What you need to do: Set down all of the data that follows word for word, without the images.

Supplied data:
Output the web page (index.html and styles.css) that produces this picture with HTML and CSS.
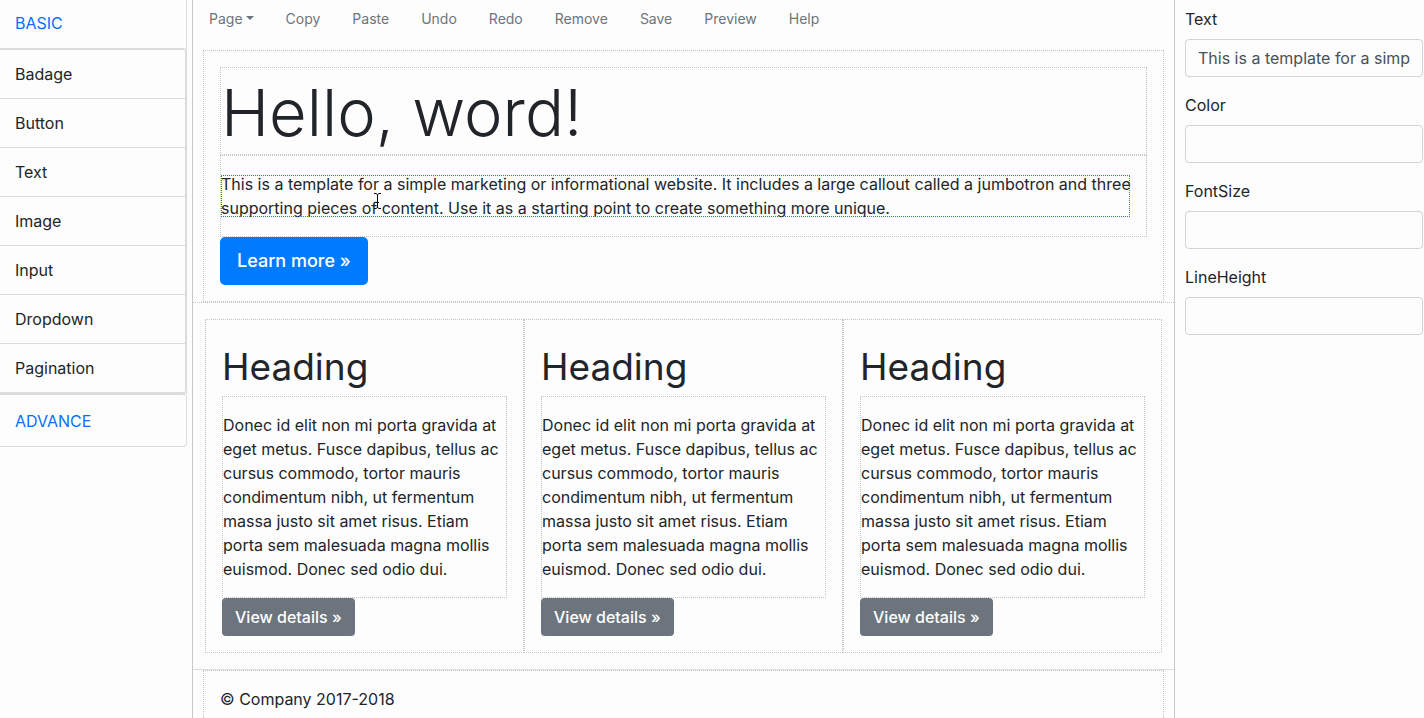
FILE: index.html
```html
<!DOCTYPE html>
<html lang="en">
<head>
<meta charset="utf-8">
<title>Page builder</title>
<link rel="stylesheet" href="styles.css">
</head>
<body>
<div class="app">
  <aside class="palette">
    <section class="group group-open">
      <a class="group-title" href="#basic">BASIC</a>
      <ul class="items" id="basic">
        <li>Badage</li>
        <li>Button</li>
        <li>Text</li>
        <li>Image</li>
        <li>Input</li>
        <li>Dropdown</li>
        <li>Pagination</li>
      </ul>
    </section>
    <section class="group group-closed">
      <a class="group-title" href="#advance">ADVANCE</a>
    </section>
  </aside>

  <main class="canvas">
    <nav class="menu">
      <button class="menu-item" type="button">Page<span class="caret"></span></button>
      <button class="menu-item" type="button">Copy</button>
      <button class="menu-item" type="button">Paste</button>
      <button class="menu-item" type="button">Undo</button>
      <button class="menu-item" type="button">Redo</button>
      <button class="menu-item" type="button">Remove</button>
      <button class="menu-item" type="button">Save</button>
      <button class="menu-item" type="button">Preview</button>
      <button class="menu-item" type="button">Help</button>
    </nav>

    <section class="jumbotron">
      <h1 class="display">Hello, word!</h1>
      <div class="lead">
        <p class="selected">This is a template for a simple marketing or informational website. It includes a large callout called a jumbotron and three supporting pieces of content. Use it as a starting point to create something more unique.</p>
        <svg class="ibeam" width="9" height="16" viewBox="0 0 9 16" fill="none" stroke="#000"><path d="M1 .5h2l1.500 1 1.500-1h2M4.500 1.500v13M1 15.500h2l1.500-1 1.500 1h2M3 9.500h3"/></svg>
      </div>
      <a class="btn btn-primary" href="#more">Learn more »</a>
    </section>

    <section class="row">
      <article class="col">
        <h2 class="heading">Heading</h2>
        <p class="copy">Donec id elit non mi porta gravida at eget metus. Fusce dapibus, tellus ac cursus commodo, tortor mauris condimentum nibh, ut fermentum massa justo sit amet risus. Etiam porta sem malesuada magna mollis euismod. Donec sed odio dui.</p>
        <a class="btn btn-secondary" href="#details-1">View details »</a>
      </article>
      <article class="col">
        <h2 class="heading">Heading</h2>
        <p class="copy">Donec id elit non mi porta gravida at eget metus. Fusce dapibus, tellus ac cursus commodo, tortor mauris condimentum nibh, ut fermentum massa justo sit amet risus. Etiam porta sem malesuada magna mollis euismod. Donec sed odio dui.</p>
        <a class="btn btn-secondary" href="#details-2">View details »</a>
      </article>
      <article class="col">
        <h2 class="heading">Heading</h2>
        <p class="copy">Donec id elit non mi porta gravida at eget metus. Fusce dapibus, tellus ac cursus commodo, tortor mauris condimentum nibh, ut fermentum massa justo sit amet risus. Etiam porta sem malesuada magna mollis euismod. Donec sed odio dui.</p>
        <a class="btn btn-secondary" href="#details-3">View details »</a>
      </article>
    </section>

    <footer class="footer">
      <p class="copyright">© Company 2017-2018</p>
    </footer>
  </main>

  <form class="props">
    <label class="label" for="text">Text</label>
    <input class="field" id="text" type="text" value="This is a template for a simple marketing or informational website.">
    <label class="label" for="color">Color</label>
    <input class="field" id="color" type="text">
    <label class="label" for="fontsize">FontSize</label>
    <input class="field" id="fontsize" type="text">
    <label class="label" for="lineheight">LineHeight</label>
    <input class="field" id="lineheight" type="text">
  </form>
</div>
</body>
</html>
```
FILE: styles.css
```css
* { box-sizing: border-box; }

body {
  margin: 0;
  background: #fdfdfd;
  color: #212529;
  font: 16px/24px Inter, "Liberation Sans", sans-serif;
}

h1, h2, p, ul { margin: 0; padding: 0; }

.app {
  display: flex;
  height: 100vh;
  overflow: hidden;
}

/* Component palette */
.palette { flex: 0 0 192px; padding-right: 5px; }

.group {
  border: solid #dcdcdc;
  border-width: 0 1px 1px 0;
}

.group-title {
  display: block;
  padding: 11px 15px 13px;
  color: #0a6eff;
  text-decoration: none;
}

.group-open .group-title { border-bottom: 1px solid #dcdcdc; }

.group-closed {
  border-top-width: 1px;
  border-radius: 0 4px 4px 0;
}

.group-closed .group-title { padding-top: 14px; }

.items {
  list-style: none;
  border: solid #dcdcdc;
  border-width: 1px 1px 0 0;
  border-radius: 0 4px 4px 0;
}

.items li {
  padding: 12px 15px;
  border-bottom: 1px solid #dcdcdc;
}

/* Editing surface */
.canvas {
  flex: 1;
  min-width: 0;
  border: solid #c8c8c8;
  border-width: 0 1px;
}

.menu {
  display: flex;
  height: 50px;
  padding-bottom: 12px;
}

.menu-item {
  padding: 0 16px;
  border: 0;
  background: none;
  color: #6c757d;
  font: inherit;
  font-size: 14px;
}

.caret {
  display: inline-block;
  margin-left: 3px;
  border: solid transparent;
  border-width: 4px 4px 0;
  border-top-color: #6c757d;
  vertical-align: 4px;
}

.jumbotron {
  margin: 0 10px;
  padding: 16px;
  border: 1px dotted #c4c4c4;
}

.display {
  padding-top: 4px;
  border: 1px dotted #c4c4c4;
  font-size: 65px;
  font-weight: 300;
  line-height: 82px;
}

.lead {
  position: relative;
  padding: 16px 0;
  border: 1px dotted #c4c4c4;
}

.selected { padding-right: 12px; }

.selected::after {
  content: "";
  position: absolute;
  inset: 19px 16px 19px 0;
  border: 1px dotted #4169e1;
}

.ibeam {
  position: absolute;
  top: 37px;
  left: 152px;
}

.btn {
  display: block;
  width: fit-content;
  padding: 7px 13px;
  border-radius: 4px;
  color: #fff;
  font-weight: 500;
  text-decoration: none;
}

.btn-primary {
  padding: 9px 17px;
  border-radius: 5px;
  background: #007bff;
  font-size: 18px;
  line-height: 30px;
}

.btn-secondary { background: #6c757d; }

.row {
  display: flex;
  padding: 16px 12px;
  border: solid #c4c4c4;
  border-width: 1px 0;
  border-top-style: dotted;
  border-bottom-color: #dcdcdc;
}

.col {
  flex: 1;
  min-width: 0;
  padding: 16px;
  border: 1px dotted #c4c4c4;
}

.heading {
  padding: 7px 0 5px;
  font-size: 37px;
  font-weight: 400;
  line-height: 48px;
}

.copy {
  padding: 16px 0;
  border: 1px dotted #c4c4c4;
}

.footer {
  margin: 0 10px;
  padding: 16px;
  border: 1px dotted #c4c4c4;
}

.copyright { padding-bottom: 16px; }

/* Property panel */
.props {
  flex: 0 0 249px;
  padding: 7px 1px 0 10px;
}

.label {
  display: block;
  margin-bottom: 8px;
}

.field {
  display: block;
  width: 100%;
  height: 38px;
  margin-bottom: 16px;
  padding: 6px 12px;
  border: 1px solid #ced4da;
  border-radius: 4px;
  background: #fdfdfd;
  color: #495057;
  font: inherit;
}
```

Correct output:
Output the web page (index.html and styles.css) that produces this picture with HTML and CSS.
FILE: index.html
```html
<!DOCTYPE html>
<html lang="en">
<head>
<meta charset="utf-8">
<title>Page builder</title>
<link rel="stylesheet" href="styles.css">
</head>
<body>
<div class="app">
  <aside class="palette">
    <section class="group group-open">
      <a class="group-title" href="#basic">BASIC</a>
      <ul class="items" id="basic">
        <li>Badage</li>
        <li>Button</li>
        <li>Text</li>
        <li>Image</li>
        <li>Input</li>
        <li>Dropdown</li>
        <li>Pagination</li>
      </ul>
    </section>
    <section class="group group-closed">
      <a class="group-title" href="#advance">ADVANCE</a>
    </section>
  </aside>

  <main class="canvas">
    <nav class="menu">
      <button class="menu-item" type="button">Page<span class="caret"></span></button>
      <button class="menu-item" type="button">Copy</button>
      <button class="menu-item" type="button">Paste</button>
      <button class="menu-item" type="button">Undo</button>
      <button class="menu-item" type="button">Redo</button>
      <button class="menu-item" type="button">Remove</button>
      <button class="menu-item" type="button">Save</button>
      <button class="menu-item" type="button">Preview</button>
      <button class="menu-item" type="button">Help</button>
    </nav>

    <section class="jumbotron">
      <h1 class="display">Hello, word!</h1>
      <div class="lead">
        <p class="selected">This is a template for a simple marketing or informational website. It includes a large callout called a jumbotron and three supporting pieces of content. Use it as a starting point to create something more unique.</p>
        <svg class="ibeam" width="9" height="16" viewBox="0 0 9 16" fill="none" stroke="#000"><path d="M1 .5h2l1.500 1 1.500-1h2M4.500 1.500v13M1 15.500h2l1.500-1 1.500 1h2M3 9.500h3"/></svg>
      </div>
      <a class="btn btn-primary" href="#more">Learn more »</a>
    </section>

    <section class="row">
      <article class="col">
        <h2 class="heading">Heading</h2>
        <p class="copy">Donec id elit non mi porta gravida at eget metus. Fusce dapibus, tellus ac cursus commodo, tortor mauris condimentum nibh, ut fermentum massa justo sit amet risus. Etiam porta sem malesuada magna mollis euismod. Donec sed odio dui.</p>
        <a class="btn btn-secondary" href="#details-1">View details »</a>
      </article>
      <article class="col">
        <h2 class="heading">Heading</h2>
        <p class="copy">Donec id elit non mi porta gravida at eget metus. Fusce dapibus, tellus ac cursus commodo, tortor mauris condimentum nibh, ut fermentum massa justo sit amet risus. Etiam porta sem malesuada magna mollis euismod. Donec sed odio dui.</p>
        <a class="btn btn-secondary" href="#details-2">View details »</a>
      </article>
      <article class="col">
        <h2 class="heading">Heading</h2>
        <p class="copy">Donec id elit non mi porta gravida at eget metus. Fusce dapibus, tellus ac cursus commodo, tortor mauris condimentum nibh, ut fermentum massa justo sit amet risus. Etiam porta sem malesuada magna mollis euismod. Donec sed odio dui.</p>
        <a class="btn btn-secondary" href="#details-3">View details »</a>
      </article>
    </section>

    <footer class="footer">
      <p class="copyright">© Company 2017-2018</p>
    </footer>
  </main>

  <form class="props">
    <label class="label" for="text">Text</label>
    <input class="field" id="text" type="text" value="This is a template for a simple marketing or informational website.">
    <label class="label" for="color">Color</label>
    <input class="field" id="color" type="text">
    <label class="label" for="fontsize">FontSize</label>
    <input class="field" id="fontsize" type="text">
    <label class="label" for="lineheight">LineHeight</label>
    <input class="field" id="lineheight" type="text">
  </form>
</div>
</body>
</html>
```
FILE: styles.css
```css
* { box-sizing: border-box; }

body {
  margin: 0;
  background: #fdfdfd;
  color: #212529;
  font: 16px/24px Inter, "Liberation Sans", sans-serif;
}

h1, h2, p, ul { margin: 0; padding: 0; }

.app {
  display: flex;
  height: 100vh;
  overflow: hidden;
}

/* Component palette */
.palette { flex: 0 0 192px; padding-right: 5px; }

.group {
  border: solid #dcdcdc;
  border-width: 0 1px 1px 0;
}

.group-title {
  display: block;
  padding: 11px 15px 13px;
  color: #0a6eff;
  text-decoration: none;
}

.group-open .group-title { border-bottom: 1px solid #dcdcdc; }

.group-closed {
  border-top-width: 1px;
  border-radius: 0 4px 4px 0;
}

.group-closed .group-title { padding-top: 14px; }

.items {
  list-style: none;
  border: solid #dcdcdc;
  border-width: 1px 1px 0 0;
  border-radius: 0 4px 4px 0;
}

.items li {
  padding: 12px 15px;
  border-bottom: 1px solid #dcdcdc;
}

/* Editing surface */
.canvas {
  flex: 1;
  min-width: 0;
  border: solid #c8c8c8;
  border-width: 0 1px;
}

.menu {
  display: flex;
  height: 50px;
  padding-bottom: 12px;
}

.menu-item {
  padding: 0 16px;
  border: 0;
  background: none;
  color: #6c757d;
  font: inherit;
  font-size: 14px;
}

.caret {
  display: inline-block;
  margin-left: 3px;
  border: solid transparent;
  border-width: 4px 4px 0;
  border-top-color: #6c757d;
  vertical-align: 4px;
}

.jumbotron {
  margin: 0 10px;
  padding: 16px;
  border: 1px dotted #c4c4c4;
}

.display {
  padding-top: 4px;
  border: 1px dotted #c4c4c4;
  font-size: 65px;
  font-weight: 300;
  line-height: 82px;
}

.lead {
  position: relative;
  padding: 16px 0;
  border: 1px dotted #c4c4c4;
}

.selected { padding-right: 12px; }

.selected::after {
  content: "";
  position: absolute;
  inset: 19px 16px 19px 0;
  border: 1px dotted #4169e1;
}

.ibeam {
  position: absolute;
  top: 37px;
  left: 152px;
}

.btn {
  display: block;
  width: fit-content;
  padding: 7px 13px;
  border-radius: 4px;
  color: #fff;
  font-weight: 500;
  text-decoration: none;
}

.btn-primary {
  padding: 9px 17px;
  border-radius: 5px;
  background: #007bff;
  font-size: 18px;
  line-height: 30px;
}

.btn-secondary { background: #6c757d; }

.row {
  display: flex;
  padding: 16px 12px;
  border: solid #c4c4c4;
  border-width: 1px 0;
  border-top-style: dotted;
  border-bottom-color: #dcdcdc;
}

.col {
  flex: 1;
  min-width: 0;
  padding: 16px;
  border: 1px dotted #c4c4c4;
}

.heading {
  padding: 7px 0 5px;
  font-size: 37px;
  font-weight: 400;
  line-height: 48px;
}

.copy {
  padding: 16px 0;
  border: 1px dotted #c4c4c4;
}

.footer {
  margin: 0 10px;
  padding: 16px;
  border: 1px dotted #c4c4c4;
}

.copyright { padding-bottom: 16px; }

/* Property panel */
.props {
  flex: 0 0 249px;
  padding: 7px 1px 0 10px;
}

.label {
  display: block;
  margin-bottom: 8px;
}

.field {
  display: block;
  width: 100%;
  height: 38px;
  margin-bottom: 16px;
  padding: 6px 12px;
  border: 1px solid #ced4da;
  border-radius: 4px;
  background: #fdfdfd;
  color: #495057;
  font: inherit;
}
```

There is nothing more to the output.